Pemuda Bangga Jadi Petani dan Nelayan
Kemudian saya berkunjung ke Portland Maine untuk melihat bagimana sector pertanian dan perikanan di sana. Saya sangat heran bahwa di kota ini banyak sekali anak muda yang bangga menjadi petani dan nelayan. Mereka rata-rata punya penghasilan yang cukup baik, berbeda dengan di negaraku ini.
Mulai usia dini mereka belajar tentang pertanian dan perikanan. Jika untuk dunia pertanian, usia 15 tahun mereka sudah dipersiapkan jika memang mau menjadi petani . Anak-anak disana dengan bangganya berkata “I want to be a farmer”. Beda sekali dengan di negaraku, anak-anak Indonesia sedikit sekali yang mau jadi petani dan nelayan.
Sektor perikanan di Maine lebih gila lagi,
nelayan-nelayan muda sangat kaya disana. Anak-anak muda yang berprofesi
sebagai nelayan sudah memiliki kapal sendiri. Kapal yang sangat bagus
memunjang mereka untuk menangkap lobster.
Pemerintah State Maine
malah pusing karena anak-anak muda di Portland tak mau sekolah karena
mereka sudah kaya dan mereka bilang kenapa saya harus sekolah kalau saya
lebih kaya dari guru saya. Sangat sia-sia pergi ke sekolah, lebih baik
mereka menangkap lobster.
Sungguh sangat lucu mendengar komentar itu. Betapa majunya negara kita jika banyak pemuda-pemuda di Indonesia mau menjadi petani dan nelayan. Namun sayang ahli-ahli pertanian dan perikanan di Negara kita malah tidak dihargai maka tidak heran jika anak-anak pintar Indonesia lebih memilih mengabdi di negara lain daripada di negaranya sendiri.
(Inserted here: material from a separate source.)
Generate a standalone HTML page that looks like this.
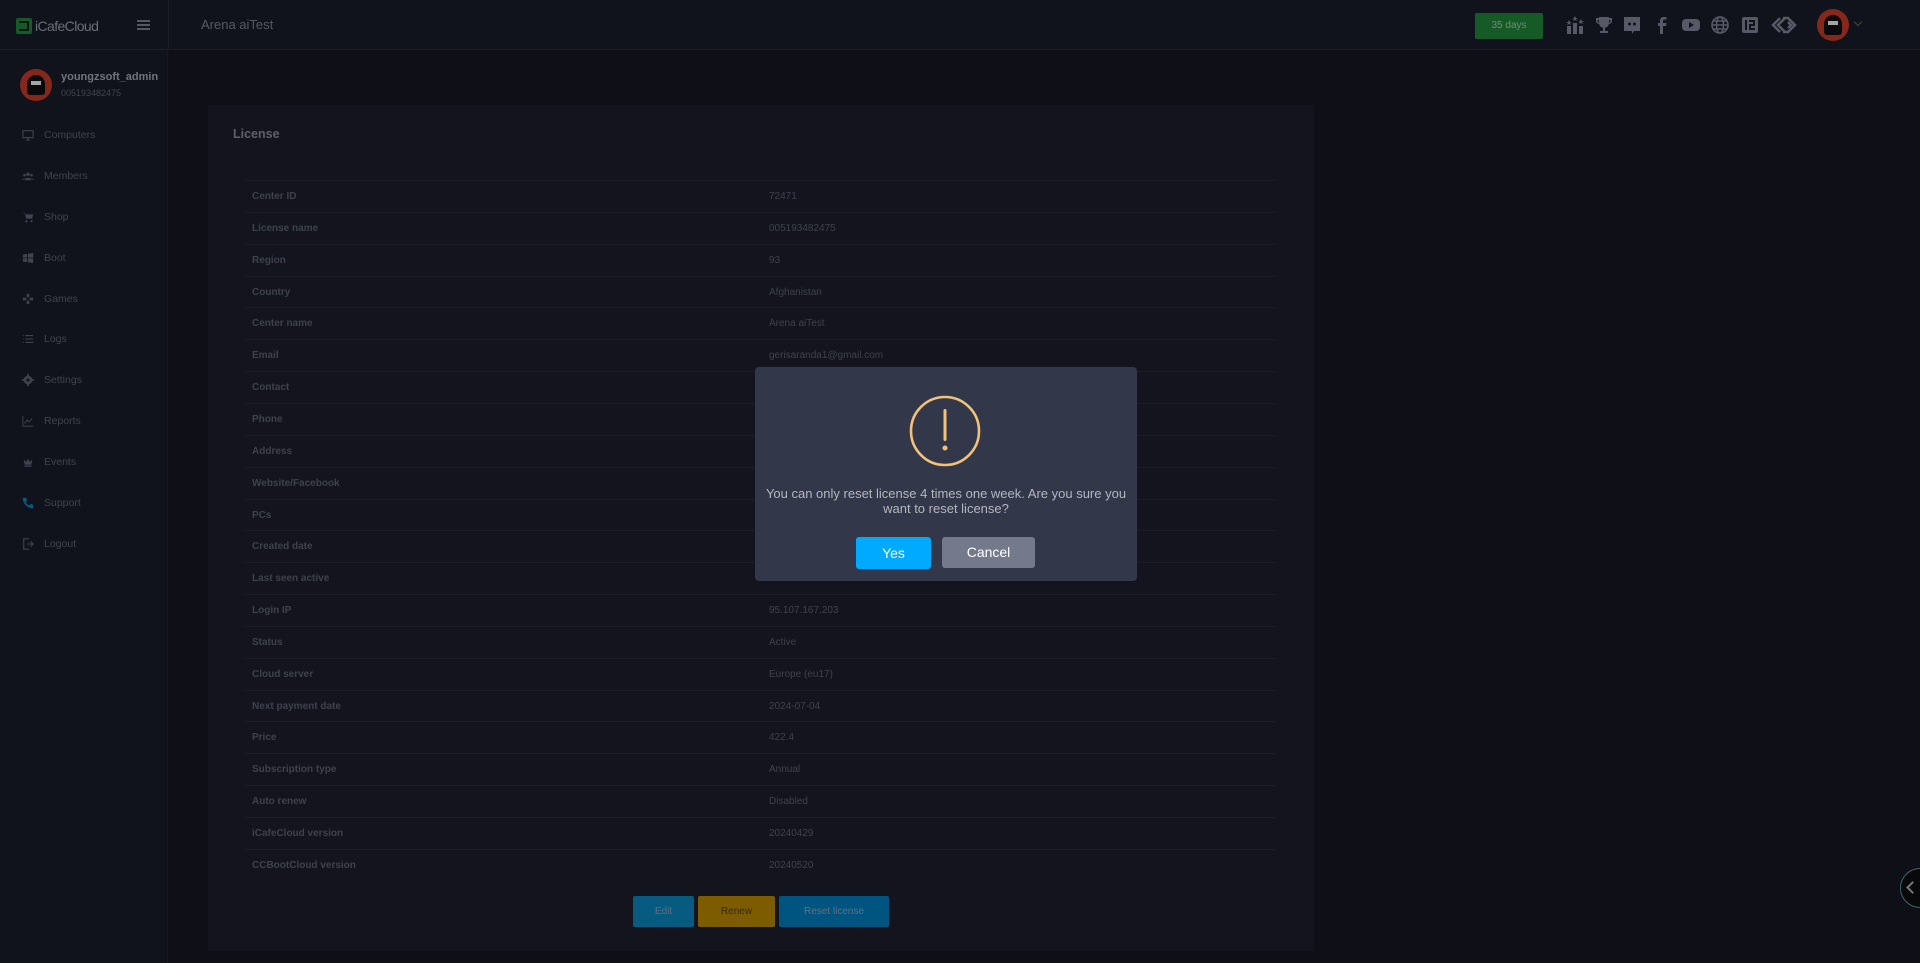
<!DOCTYPE html>
<html><head><meta charset="utf-8"><style>
*{margin:0;padding:0;box-sizing:border-box}
body{width:1920px;height:963px;background:#0f1017;font-family:"Liberation Sans",sans-serif;position:relative;overflow:hidden;color:#444852}
.hdr{position:absolute;left:0;top:0;width:1920px;height:50px;background:#11131c;border-bottom:1px solid #1a1c28}
.side{position:absolute;left:0;top:50px;width:168px;height:913px;background:#11131c;border-right:1px solid #161823}
.a{position:absolute}
.nav{position:absolute;left:22px;font-size:10.5px;color:#3f434e;display:flex;align-items:center}
.nav svg{width:12px;height:12px;margin-right:10px}
.card{position:absolute;left:208px;top:105px;width:1106px;height:846px;background:#13141e}
.row{position:absolute;left:244px;width:1033px;height:32px;border-top:1px solid #1a1c28;font-size:10px}
.row b{position:absolute;left:8px;top:10px;color:#3e424c}
.row span{position:absolute;left:525px;top:10px;color:#3e424c}
.btn{position:absolute;top:896px;height:31px;border-radius:2px;font-size:10px;color:#62707c;display:flex;align-items:center;justify-content:center}
.ic{position:absolute;top:15px;width:20px;height:20px}
</style></head><body>
<div class="hdr"></div>
<div class="a" style="left:168px;top:0;width:1px;height:50px;background:#1a1c28"></div>
<div class="side"></div>
<div class="a" style="left:16px;top:18px;width:16px;height:16px;background:#165a2b;border-radius:2px"></div>
<div class="a" style="left:19px;top:21px;width:10px;height:10px;border:2px solid #0b140e;border-left:none"></div>
<div class="a" style="left:35px;top:18px;font-size:14px;color:#6a6d76;letter-spacing:-0.6px">iCafeCloud</div>
<div class="a" style="left:137px;top:20px;width:13px;height:2px;background:#555863;box-shadow:0 4px 0 #555863,0 8px 0 #555863"></div>
<div class="a" style="left:201px;top:17px;font-size:13px;color:#555863">Arena aiTest</div>
<div class="a" style="left:1475px;top:13px;width:68px;height:26px;background:#165a27;border-radius:2px;color:#6c8f76;font-size:10px;text-align:center;line-height:26px">35 days</div>
<svg class="ic" style="left:1565px" viewBox="0 0 20 20" fill="#555a66"><rect x="2" y="11" width="4" height="8"/><rect x="8" y="8" width="4" height="11"/><rect x="14" y="11" width="4" height="8"/><path d="M4 5l1 2h2l-2 1 1 2-2-1-2 1 1-2-2-1h2zM10 1l1 2h2l-2 1 1 2-2-1-2 1 1-2-2-1h2zM16 4l1 2h2l-2 1 1 2-2-1-2 1 1-2-2-1h2z"/></svg>
<svg class="ic" style="left:1594px" viewBox="0 0 20 20" fill="#555a66"><path d="M5 2h10v6a5 5 0 0 1-10 0zM2 3h3v2H4a2 2 0 0 0 1 3v1a3 3 0 0 1-3-3zM18 3h-3v2h1a2 2 0 0 1-1 3v1a3 3 0 0 0 3-3zM9 13h2v3h3v2H6v-2h3z"/></svg>
<svg class="ic" style="left:1622px" viewBox="0 0 20 20" fill="#555a66"><path d="M2 2h16v14h-6l-2 3v-3H2z"/><circle cx="7.5" cy="9" r="1.5" fill="#11131c"/><circle cx="12.5" cy="9" r="1.5" fill="#11131c"/></svg>
<svg class="ic" style="left:1652px" viewBox="0 0 20 20" fill="#555a66"><path d="M11 19v-8h3l.5-3H11V6c0-1 .5-1.5 1.5-1.5H14.5V2h-3C9 2 8 3.5 8 6v2H6v3h2v8z"/></svg>
<svg class="ic" style="left:1681px" viewBox="0 0 20 20" fill="#555a66"><rect x="1" y="4" width="18" height="12" rx="4"/><path d="M8 7l5 3-5 3z" fill="#11131c"/></svg>
<svg class="ic" style="left:1710px" viewBox="0 0 20 20" fill="none" stroke="#555a66" stroke-width="1.6"><circle cx="10" cy="10" r="8"/><ellipse cx="10" cy="10" rx="3.5" ry="8"/><path d="M2 10h16M3.5 6h13M3.5 14h13"/></svg>
<svg class="ic" style="left:1740px" viewBox="0 0 20 20" fill="#555a66"><rect x="2" y="2" width="16" height="16" rx="2"/><path d="M5 5h2v10H5zM9 5h6v6h-4v2h4v2H9v-6h4V7H9z" fill="#11131c"/></svg>
<svg class="ic" style="left:1771px;width:26px" viewBox="0 0 26 20" fill="none" stroke="#555a66" stroke-width="2.5"><path d="M9 3L2 10l7 7M14 3l-7 7 7 7M12 3h5l7 7-7 7h-5M17 7l3 3-3 3"/></svg>
<div class="a" style="left:1817px;top:9px;width:32px;height:32px;border-radius:50%;background:#86271b"></div>
<div class="a" style="left:1824px;top:15px;width:18px;height:20px;border-radius:9px 9px 3px 3px;background:#0a0a0c"></div>
<div class="a" style="left:1828px;top:21px;width:10px;height:4px;background:#a5a5a5"></div>
<div class="a" style="left:1855px;top:19px;width:6px;height:6px;border-right:1px solid #444;border-bottom:1px solid #444;transform:rotate(45deg)"></div>
<div class="a" style="left:20px;top:69px;width:32px;height:32px;border-radius:50%;background:#86271b"></div>
<div class="a" style="left:27px;top:75px;width:18px;height:20px;border-radius:9px 9px 3px 3px;background:#0a0a0c"></div>
<div class="a" style="left:31px;top:81px;width:10px;height:4px;background:#a5a5a5"></div>
<div class="a" style="left:61px;top:71px;font-size:11px;font-weight:bold;color:#71747d">youngzsoft_admin</div>
<div class="a" style="left:61px;top:88px;font-size:9px;color:#3f434e">005193482475</div>
<div class="nav" style="top:129px"><svg viewBox="0 0 14 14" fill="none" stroke="#3f434e" stroke-width="1.3"><rect x="1" y="2" width="12" height="8"/><path d="M5 13h4M7 10v3"/></svg>Computers</div>
<div class="nav" style="top:170px"><svg viewBox="0 0 14 14" fill="#3f434e"><circle cx="7" cy="5" r="2"/><circle cx="3" cy="6" r="1.5"/><circle cx="11" cy="6" r="1.5"/><path d="M3 12a4 3 0 0 1 8 0zM0 12a3 2 0 0 1 4-2M14 12a3 2 0 0 0-4-2"/></svg>Members</div>
<div class="nav" style="top:211px"><svg viewBox="0 0 14 14" fill="#3f434e"><path d="M1 2h2l2 7h7l1-5H4"/><circle cx="5" cy="12" r="1.3"/><circle cx="11" cy="12" r="1.3"/></svg>Shop</div>
<div class="nav" style="top:252px"><svg viewBox="0 0 14 14" fill="#3f434e"><path d="M1 3l5-1v4.5H1zM7 2l6-1v5.5H7zM1 7.5h5V12l-5-1zM7 7.5h6V13l-6-1z"/></svg>Boot</div>
<div class="nav" style="top:293px"><svg viewBox="0 0 14 14" fill="#3f434e"><rect x="5.5" y="1" width="3" height="4"/><rect x="5.5" y="9" width="3" height="4"/><rect x="1" y="5.5" width="4" height="3"/><rect x="9" y="5.5" width="4" height="3"/></svg>Games</div>
<div class="nav" style="top:333px"><svg viewBox="0 0 14 14" fill="none" stroke="#3f434e" stroke-width="1.2"><path d="M4 3h9M4 7h9M4 11h9M1 3h1M1 7h1M1 11h1"/></svg>Logs</div>
<div class="nav" style="top:374px"><svg viewBox="0 0 14 14" fill="#3f434e"><circle cx="7" cy="7" r="5"/><path d="M6 0h2v14H6zM0 6h14v2H0z"/><circle cx="7" cy="7" r="1.8" fill="#11131c"/></svg>Settings</div>
<div class="nav" style="top:415px"><svg viewBox="0 0 14 14" fill="none" stroke="#3f434e" stroke-width="1.1"><path d="M1 1v12h12M3 10l3-4 2 2 4-4"/></svg>Reports</div>
<div class="nav" style="top:456px"><svg viewBox="0 0 14 14" fill="#3f434e"><path d="M2 4l3 3 2-4 2 4 3-3-1 6H3zM3 11h8v1.5H3z"/></svg>Events</div>
<div class="nav" style="top:497px"><svg viewBox="0 0 14 14" fill="#0b5884"><path d="M2 1h3l1 3-2 1.5c1 2 2.5 3.5 4.5 4.5L10 8l3 1v3c0 1-1 1.5-2 1.3C6 12 2 8 1 3 .8 2 1.2 1 2 1z"/></svg>Support</div>
<div class="nav" style="top:538px"><svg viewBox="0 0 14 14" fill="none" stroke="#3f434e" stroke-width="1.3"><path d="M8 1H2v12h6M6 7h7M10 4l3 3-3 3"/></svg>Logout</div>
<div class="card"></div>
<div class="a" style="left:233px;top:127px;font-size:12.5px;font-weight:bold;color:#5c606a">License</div>
<div class="row" style="top:180px"><b>Center ID</b><span>72471</span></div>
<div class="row" style="top:212px"><b>License name</b><span>005193482475</span></div>
<div class="row" style="top:244px"><b>Region</b><span>93</span></div>
<div class="row" style="top:276px"><b>Country</b><span>Afghanistan</span></div>
<div class="row" style="top:307px"><b>Center name</b><span>Arena aiTest</span></div>
<div class="row" style="top:339px"><b>Email</b><span>gerisaranda1@gmail.com</span></div>
<div class="row" style="top:371px"><b>Contact</b><span></span></div>
<div class="row" style="top:403px"><b>Phone</b><span></span></div>
<div class="row" style="top:435px"><b>Address</b><span></span></div>
<div class="row" style="top:467px"><b>Website/Facebook</b><span></span></div>
<div class="row" style="top:499px"><b>PCs</b><span></span></div>
<div class="row" style="top:530px"><b>Created date</b><span></span></div>
<div class="row" style="top:562px"><b>Last seen active</b><span></span></div>
<div class="row" style="top:594px"><b>Login IP</b><span>95.107.167.203</span></div>
<div class="row" style="top:626px"><b>Status</b><span>Active</span></div>
<div class="row" style="top:658px"><b>Cloud server</b><span>Europe (eu17)</span></div>
<div class="row" style="top:690px"><b>Next payment date</b><span>2024-07-04</span></div>
<div class="row" style="top:721px"><b>Price</b><span>422.4</span></div>
<div class="row" style="top:753px"><b>Subscription type</b><span>Annual</span></div>
<div class="row" style="top:785px"><b>Auto renew</b><span>Disabled</span></div>
<div class="row" style="top:817px"><b>iCafeCloud version</b><span>20240429</span></div>
<div class="row" style="top:849px"><b>CCBootCloud version</b><span>20240520</span></div>
<div class="btn" style="left:633px;width:61px;background:#075a80">Edit</div>
<div class="btn" style="left:698px;width:77px;background:#7d5c00;color:#33290f">Renew</div>
<div class="btn" style="left:779px;width:110px;background:#005580">Reset license</div>
<div class="a" style="left:1900px;top:868px;width:40px;height:40px;border-radius:50%;background:#09090c;border:1px solid #3d656e"></div>
<div class="a" style="left:1908px;top:883px;width:9px;height:9px;border-left:2px solid #777;border-bottom:2px solid #777;transform:rotate(45deg)"></div>
<div class="a" style="left:755px;top:367px;width:382px;height:214px;background:#32374a;border-radius:4px"></div>
<svg class="a" style="left:908px;top:394px" width="74" height="74" viewBox="0 0 74 74"><circle cx="37" cy="37" r="34" fill="none" stroke="#f1c27a" stroke-width="2.6"/><rect x="35.5" y="15" width="3" height="32" rx="1.5" fill="#f1c27a"/><circle cx="37" cy="54" r="2.5" fill="#f1c27a"/></svg>
<div class="a" style="left:755px;top:486px;width:382px;text-align:center;font-size:13px;line-height:15px;color:#b5b7bf">You can only reset license 4 times one week. Are you sure you<br>want to reset license?</div>
<div class="a" style="left:856px;top:537px;width:75px;height:32px;background:#00aaff;border-radius:3px;color:#fff;font-size:14px;text-align:center;line-height:32px">Yes</div>
<div class="a" style="left:942px;top:537px;width:93px;height:31px;background:#747a8c;border-radius:3px;color:#fff;font-size:14px;text-align:center;line-height:31px">Cancel</div>
</body></html>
Saya bertemu dan berdiskusi dengan ketua Asosiasi Nelayan Lobster di Portland, Maine. Sebelum bertemu dengan dia, pada saat membaca jadwal kegiatan saya. Saya menggambarkan pasti Ketua asosiasi Lobster seorang laki, tinggi besar dan hitam. Ternyata tebakan saya salah, saya begitu kaget waktu bertemu dengan Anne.
Ternyata Anne adalah ketua Assosiasi nelayan Lobster di Portland, Maine adalah seorang gadis muda yang sangat cantik dan modis. Ternyata di Portland banyak sekali nelayan-nelayan wanita dan rata rata masih usia muda.